Original Story Published by: Hannah McGivern for The Art Newspaper, www.theartnewspaper.com
Photo Source: National Gallery of Art
(Above) The mid-18th century sculpture was looted from the court of Benin in 1897
The National Gallery of Art (NGA), the Smithsonian Institution’s National Museum of African Art (NMAA) and the Rhode Island School of Design (RISD) held ajoint ceremony today (11 October) in Washington, DC, to mark the return of 31 Benin bronzes from their respective collections to Nigeria, marking te latest milestone in a growing movement to return the looted treasures.
The repatriation ceremony took place this morning behind closed doors at the NMAA, where 13 Benin objects have featured in a farewell display for the past two weeks.

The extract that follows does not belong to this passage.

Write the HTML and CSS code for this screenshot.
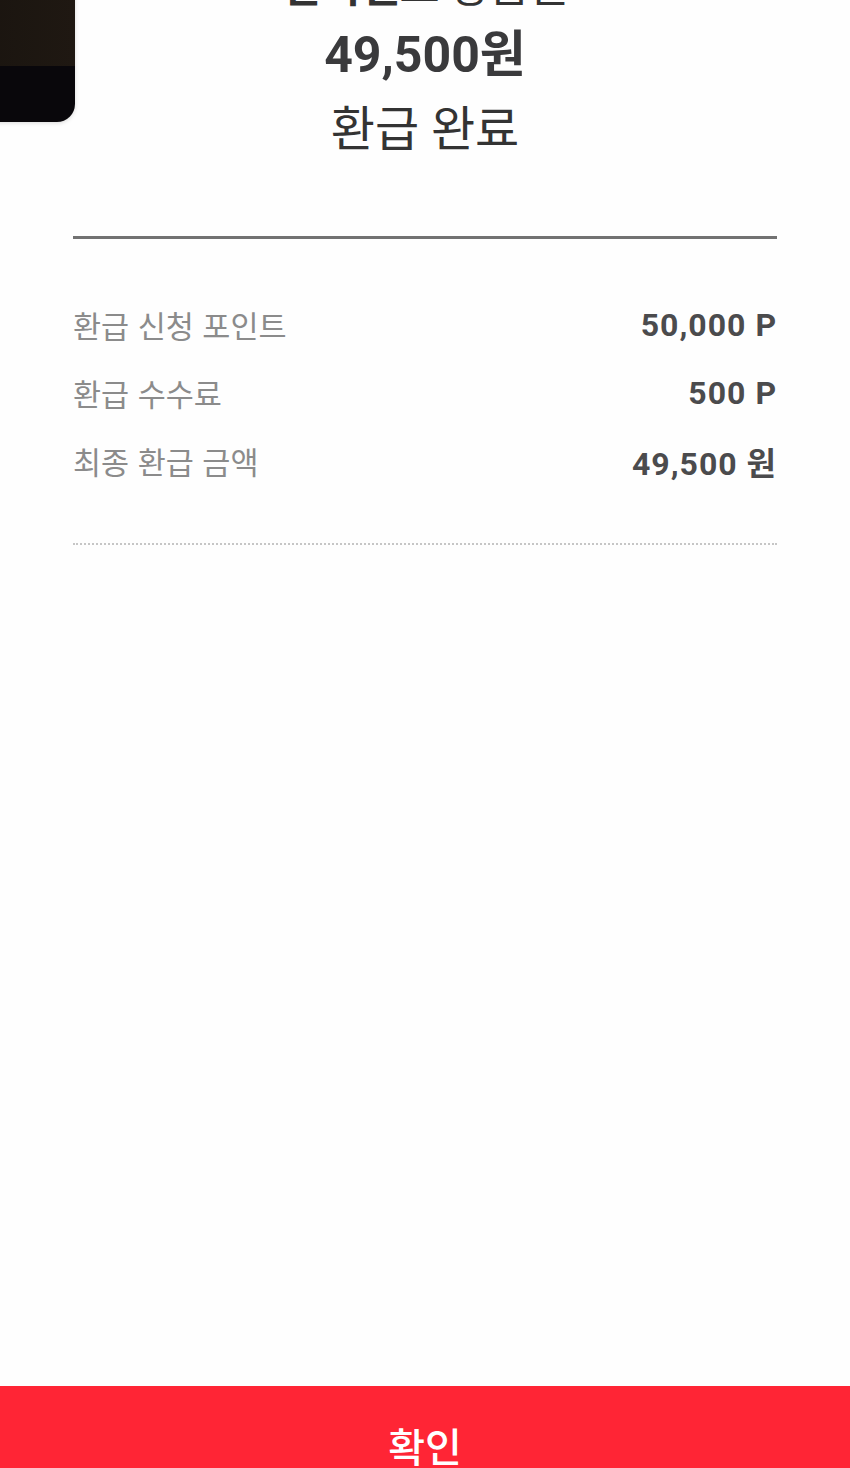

Nigeria’s National Commission for Museums and Monuments (NCMM) will now assume ownership of 29 artefacts that were deaccessioned earlier this year from the Smithsonian collections, including brass plaques, commemorative heads and figures.
The NGA had repatriated a sculpture of a cockerel following a vote held in 2020 by its board of trustees to deaccession the work. The sculpture – the only Benin bronze in the museum’s collection – was first acquired by a British merchant who worked in Nigeria and consigned the piece to Sotheby’s London in 1954. It entered the museum’s collection in 1955 via donors who acquired the piece through the New York-based dealer John J. Klejman.
The cockerel was one of approximately 10,000 artefacts stolen by British troops from the royal palace in Benin in 1897. The pieces were dispersed throughout the world and, in the decades that followed, several were acquired by or donated to US museums including the Metropolitan Museum of Art, Chicago’s Field Museum, the Museum of Fine Arts Boston and others.